How can cross validation and fitting graphs help in checking for over-fitting?

Answer

A

Cross validation provides a better understanding of the generalisation accuracy. Fitting graphs can help you find the sweet spot in terms of complexity.

Combined, using cross validation to compute the accuracy used in your fitting graph you can be more certain that the outcome is valid. Doing so results in a fitting graph that includes a confidence interval.

Question 22

Q

Explain in detail the steps to build a fitting graph for a decision tree and for a logistic regression classification model.

Answer

A

In a decision tree parametrise the complexity of the tree as the amount of nodes or the depth of the tree.
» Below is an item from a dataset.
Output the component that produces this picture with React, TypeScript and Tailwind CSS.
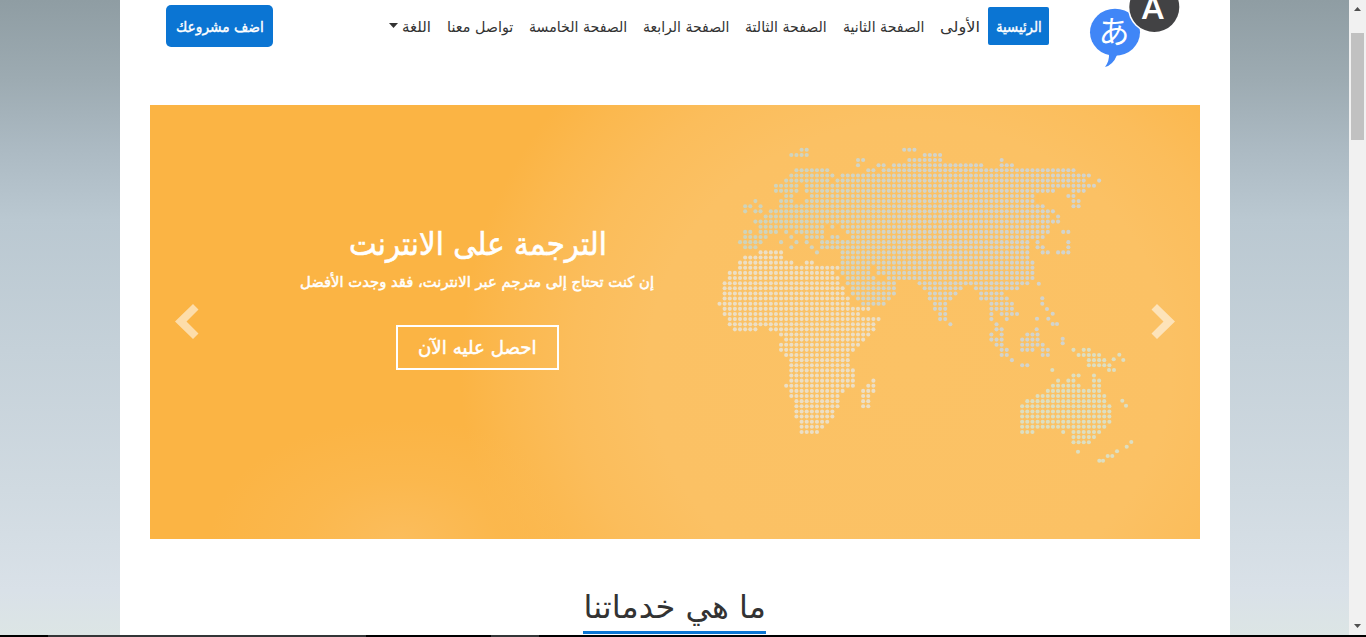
import { useLayoutEffect, useRef, useState, type ReactNode } from 'react';
import clsx from 'clsx';

/** A line of text that is narrowed or widened to a given width. */
function FitText({ width, className, children }: { width: number; className?: string; children: ReactNode }) {
  const ref = useRef<HTMLSpanElement>(null);
  const [scale, setScale] = useState(1);
  useLayoutEffect(() => {
    if (ref.current) setScale(width / ref.current.offsetWidth);
  }, [width]);
  return (
    <span className={clsx('flex justify-start whitespace-nowrap', className)} style={{ width }}>
      <span ref={ref} className="block shrink-0 origin-right" style={{ transform: `scaleX(${scale})` }}>
        {children}
      </span>
    </span>
  );
}

type Run = [number, number];
type Rows = Record<number, Run[]>;

const eurasia: Rows = {
  0: [[16, 17], [36, 38]],
  1: [[14, 17], [40, 43]],
  2: [[27, 28], [37, 43], [55, 55]],
  3: [[27, 27], [31, 32], [34, 51], [55, 57]],
  4: [[15, 21], [29, 30], [32, 69]],
  5: [[14, 22], [24, 72]],
  6: [[13, 21], [23, 71], [74, 74]],
  7: [[11, 15], [17, 73]],
  8: [[11, 15], [17, 65], [69, 71]],
  9: [[13, 14], [18, 61], [68, 69]],
  10: [[7, 7], [12, 14], [17, 61], [69, 70]],
  11: [[5, 6], [8, 8], [12, 63], [69, 70]],
  12: [[5, 5], [7, 8], [10, 65]],
  13: [[9, 64], [66, 66]],
  14: [[7, 66]],
  15: [[8, 20], [22, 22], [24, 64]],
  16: [[5, 6], [8, 11], [13, 13], [15, 20], [25, 64], [67, 68]],
  17: [[5, 9], [14, 14], [17, 20], [22, 23], [26, 63]],
  18: [[4, 8], [12, 12], [15, 15], [17, 17], [20, 60], [62, 62], [68, 68]],
  19: [[5, 7], [14, 14], [18, 18], [20, 60], [62, 63], [68, 68]],
  20: [[19, 19], [24, 60], [63, 64], [66, 68]],
  21: [[24, 60]],
  22: [[24, 61]],
  23: [[24, 29], [31, 61]],
  24: [[24, 29], [31, 61]],
  25: [[25, 30], [33, 61]],
  26: [[25, 34], [39, 60]],
  27: [[26, 34], [40, 47], [50, 58]],
  28: [[26, 34], [41, 46], [51, 55]],
  29: [[27, 33], [41, 45], [51, 56]],
  30: [[28, 32], [42, 44], [53, 57]],
  31: [[42, 44], [53, 57]],
  32: [[43, 44], [53, 53], [55, 58]],
  33: [[43, 44], [53, 53], [56, 56]],
  34: [[45, 45], [54, 54]],
  35: [[54, 55]],
  36: [[53, 53], [55, 55], [60, 62]],
  37: [[53, 55], [59, 62]],
  38: [[54, 55], [59, 63]],
  39: [[55, 56], [59, 61], [63, 64]],
  40: [[55, 56], [63, 64]],
  41: [[57, 57]],
  42: [[59, 60]],
};

const africa: Rows = {
  20: [[8, 12]],
  21: [[5, 12]],
  22: [[4, 14], [17, 18]],
  23: [[4, 23]],
  24: [[2, 22]],
  25: [[2, 23]],
  26: [[1, 23]],
  27: [[1, 24]],
  28: [[1, 24]],
  29: [[1, 25]],
  30: [[0, 25]],
  31: [[1, 29]],
  32: [[1, 27]],
  33: [[2, 31]],
  34: [[2, 30]],
  35: [[3, 7], [10, 30]],
  36: [[12, 29]],
  37: [[13, 28]],
  38: [[12, 27]],
  39: [[12, 26]],
  40: [[13, 25]],
  41: [[14, 25]],
  42: [[14, 25]],
  43: [[14, 26]],
  44: [[14, 26]],
  45: [[14, 26], [30, 30]],
  46: [[13, 26], [29, 30]],
  47: [[14, 24], [28, 30]],
  48: [[14, 23], [28, 29]],
  49: [[15, 23], [28, 29]],
  50: [[15, 23], [28, 29]],
  51: [[15, 22]],
  52: [[15, 22]],
  53: [[16, 21]],
  54: [[16, 20]],
  55: [[16, 19]],
};

const oceania: Rows = {
  39: [[69, 69], [71, 72]],
  40: [[70, 74]],
  41: [[72, 75]],
  42: [[72, 76]],
  44: [[69, 70], [73, 73]],
  45: [[66, 66], [68, 69], [73, 74]],
  46: [[65, 70], [73, 74]],
  47: [[64, 74]],
  48: [[62, 75]],
  49: [[60, 75]],
  50: [[59, 76]],
  51: [[59, 76]],
  52: [[59, 76]],
  53: [[59, 76]],
  54: [[59, 75]],
  55: [[59, 61], [67, 67], [69, 74]],
  56: [[69, 73]],
  57: [[69, 72]],
};

const asianIslands = [
  [321.8, 136.7], [325.3, 151.3], [325.3, 156.7], [330, 162], [335.7, 166.7], [320, 171.7], [331.3, 171.7],
  [335.7, 177], [340, 177], [319.7, 182.3], [345.7, 191.7], [345.7, 196.3],
];

const southernIslands = [
  [402.3, 207.7], [396.7, 212.3], [406.3, 213], [392, 223], [397, 223], [335.3, 223], [405.3, 253.7],
  [409, 258.7], [414.3, 295], [409.7, 299.7], [400, 304.3], [390.7, 309], [395.3, 309], [382.3, 313.7],
  [386, 313.7], [361, 304.7],
];

function Dots({ rows, islands = [] }: { rows: Rows; islands?: number[][] }) {
  const points = [...islands];
  for (const [row, runs] of Object.entries(rows))
    for (const [from, to] of runs)
      for (let c = from; c <= to; c++) points.push([2.5 + c * 5.13, 2.8 + Number(row) * 5.13]);
  return (
    <>
      {points.map(([x, y], i) => (
        <circle key={i} cx={x} cy={y} r={2.05} />
      ))}
    </>
  );
}

function WorldMap() {
  return (
    <svg width="420" height="322" viewBox="0 0 420 322" className="block shrink-0">
      <defs>
        <linearGradient id="eurasia" gradientUnits="userSpaceOnUse" x1="0" y1="0" x2="240" y2="0">
          <stop offset="0" stopColor="#cdd3b8" />
          <stop offset="0.5" stopColor="#d1d5c5" />
          <stop offset="1" stopColor="#d2d4ce" />
        </linearGradient>
      </defs>
      <g fill="url(#eurasia)">
        <Dots rows={eurasia} islands={asianIslands} />
      </g>
      <g fill="#ecdfc6">
        <Dots rows={africa} />
      </g>
      <g fill="#dddfc2">
        <Dots rows={oceania} islands={southernIslands} />
      </g>
    </svg>
  );
}

function Logo() {
  return (
    <svg width="92" height="68" viewBox="1088 0 92 68" className="block">
      <path d="M1109 54 Q1109.500 61 1105 67 Q1113 65 1117 55Z" fill="#4086f7" />
      <ellipse cx="1115" cy="32.300" rx="25" ry="23.500" fill="#4086f7" />
      <text
        x="1114"
        y="43"
        textAnchor="middle"
        fill="#fff"
        className="font-['Noto_Sans_CJK_JP',sans-serif] text-[31px]"
      >
        あ
      </text>
      <circle cx="1154.300" cy="7" r="26.500" fill="#fff" />
      <circle cx="1154.300" cy="7" r="25" fill="#424244" />
      <text x="1152.700" y="19.300" textAnchor="middle" fill="#fff" className="font-['Roboto',sans-serif] text-[34px] font-medium">
        A
      </text>
    </svg>
  );
}

const navItems = [
  { label: 'الأولى', width: 40 },
  { label: 'الصفحة الثانية', width: 81 },
  { label: 'الصفحة الثالتة', width: 82 },
  { label: 'الصفحة الرابعة', width: 86 },
  { label: 'الصفحة الخامسة', width: 98 },
  { label: 'تواصل معنا', width: 66 },
];

function Header() {
  return (
    <header className="flex h-[105px] items-start pr-[50px] pl-[46px]">
      <Logo />
      <nav className="mt-[7px] mr-[39px] flex h-[38px] items-center text-[15px] text-[#333]">
        <a className="flex h-full items-center rounded-[2px] bg-[#0b75d3] px-[7.500px] pt-0.5 text-white [-webkit-text-stroke:0.4px_white]">
          <FitText width={46}>الرئيسية</FitText>
        </a>
        {navItems.map((item) => (
          <a key={item.label} className="px-2 pt-0.5">
            <FitText width={item.width}>{item.label}</FitText>
          </a>
        ))}
        <a className="flex items-center gap-1 pt-0.5 pr-2">
          <FitText width={29}>اللغة</FitText>
          <svg width="9" height="5" viewBox="0 0 9 5" className="mb-1">
            <path d="M0 0H9L4.500 5Z" fill="#333" />
          </svg>
        </a>
      </nav>
      <button className="mt-[5px] mr-auto flex h-[42px] w-[107px] items-center justify-center rounded-[5px] bg-[#0b75d3] pt-0.5 text-[15px] text-white [-webkit-text-stroke:0.4px_white]">
        <FitText width={88}>اضف مشروعك</FitText>
      </button>
    </header>
  );
}

function Chevron({ left }: { left?: boolean }) {
  return (
    <svg width="24" height="36" viewBox="0 0 24 36" className={clsx('shrink-0', left && '-scale-x-100')}>
      <path d="M6 0 24 17.500 6 35 .500 29.500 12.500 17.500 .500 5.500Z" fill="#fff" fillOpacity="0.550" />
    </svg>
  );
}

function Hero() {
  return (
    <section className="mx-[30px] flex h-[434px] items-start bg-[#fbb444] bg-[radial-gradient(ellipse_190px_120px_at_250px_434px,#fbbd5c_0%,#fbba5399_50%,#fbb44400_100%),radial-gradient(ellipse_450px_420px_at_760px_260px,#fbc265_0%,#fbc164_58%,#fbbd5b_75%,#fbb84e_90%,#fbb444_100%)] pr-[25px] pl-[25px]">
      <div className="mt-[199px]"><Chevron /></div>
      <div className="mt-[42px] flex w-[434px] justify-end">
        <WorldMap />
      </div>
      <div className="mr-[61px] flex w-[357px] shrink-0 flex-col items-center pt-[117px] text-white">
        <h1 className="text-[32px] leading-[44px] [-webkit-text-stroke:0.6px_white]">
          <FitText width={258}>الترجمة على الانترنت</FitText>
        </h1>
        <p className="pt-px text-[15px] leading-[30px] [-webkit-text-stroke:0.5px_white]">
          <FitText width={354}>إن كنت تحتاج إلى مترجم عبر الانترنت، فقد وجدت الأفضل</FitText>
        </p>
        <button className="mt-[28px] flex h-[45px] w-[163px] items-center justify-center border-2 border-white text-[19px] [-webkit-text-stroke:0.5px_white]">
          <FitText width={119}>احصل عليه الآن</FitText>
        </button>
      </div>
      <div className="mt-[199px] mr-auto"><Chevron left /></div>
    </section>
  );
}

function Scrollbar() {
  return (
    <div className="flex w-[17px] shrink-0 flex-col items-center justify-between bg-[#f1f1f1] pt-[7px] pb-[7px]">
      <svg width="7" height="4" viewBox="0 0 7 4"><path d="M0 4 3.500 0 7 4Z" fill="#505050" /></svg>
      <div className="mt-[22px] mb-auto h-[107px] w-[13px] bg-[#c1c1c1]" />
      <svg width="7" height="4" viewBox="0 0 7 4"><path d="M0 0H7L3.500 4Z" fill="#505050" /></svg>
    </div>
  );
}

export default function App() {
  return (
    <div className="flex h-[637px] w-[1366px] flex-col overflow-hidden font-['DejaVu_Sans','Noto_Sans',sans-serif]">
      <div className="flex h-[635px]">
        <div className="flex flex-1 justify-center bg-[linear-gradient(to_bottom,#8f9da3_0px,#9dabb2_80px,#acbac3_150px,#bac8d1_220px,#c5d1d9_350px,#d0dae1_490px,#d9e1e8_590px,#dce5e5_635px)] pl-px">
          <main dir="rtl" className="h-[635px] w-[1110px] overflow-hidden bg-white">
            <Header />
            <Hero />
            <section className="flex justify-center pt-[43px] pr-px">
              <h2 className="h-[52px] border-b-3 border-[#0b75d3] text-[32px] leading-[50px] text-[#333]">
                <FitText width={183}>ما هي خدماتنا</FitText>
              </h2>
            </section>
          </main>
        </div>
        <Scrollbar />
      </div>
      <div className="flex h-0.5 bg-black">
        <div className="ml-12 w-[318px] bg-[#333537]" />
        <div className="ml-[125px] w-12 bg-[#333537]" />
      </div>
    </div>
  );
}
Repeat until satisfied overfitting:

Generate tree up to depth
Compute training & validation accuracy
Increase depth

For logistic regression the same applies just not with depth or nodes, rather using the amount of variables it is allowed to use.

Question 23

Q

Sketch a learning curve for a decision tree with holdout and training.

Question 24

Q

In Session 4’s Assignemnt:

If you were to create a new classification tree based on information from Table 2,
could you then test/validate with the data on Table 1? Explain your reasoning.
Hint: : Check the ratio of digital subscriptions vs non-digital subscriptions.

Answer

A

No, the proportion with respect to the target variable varies significantly.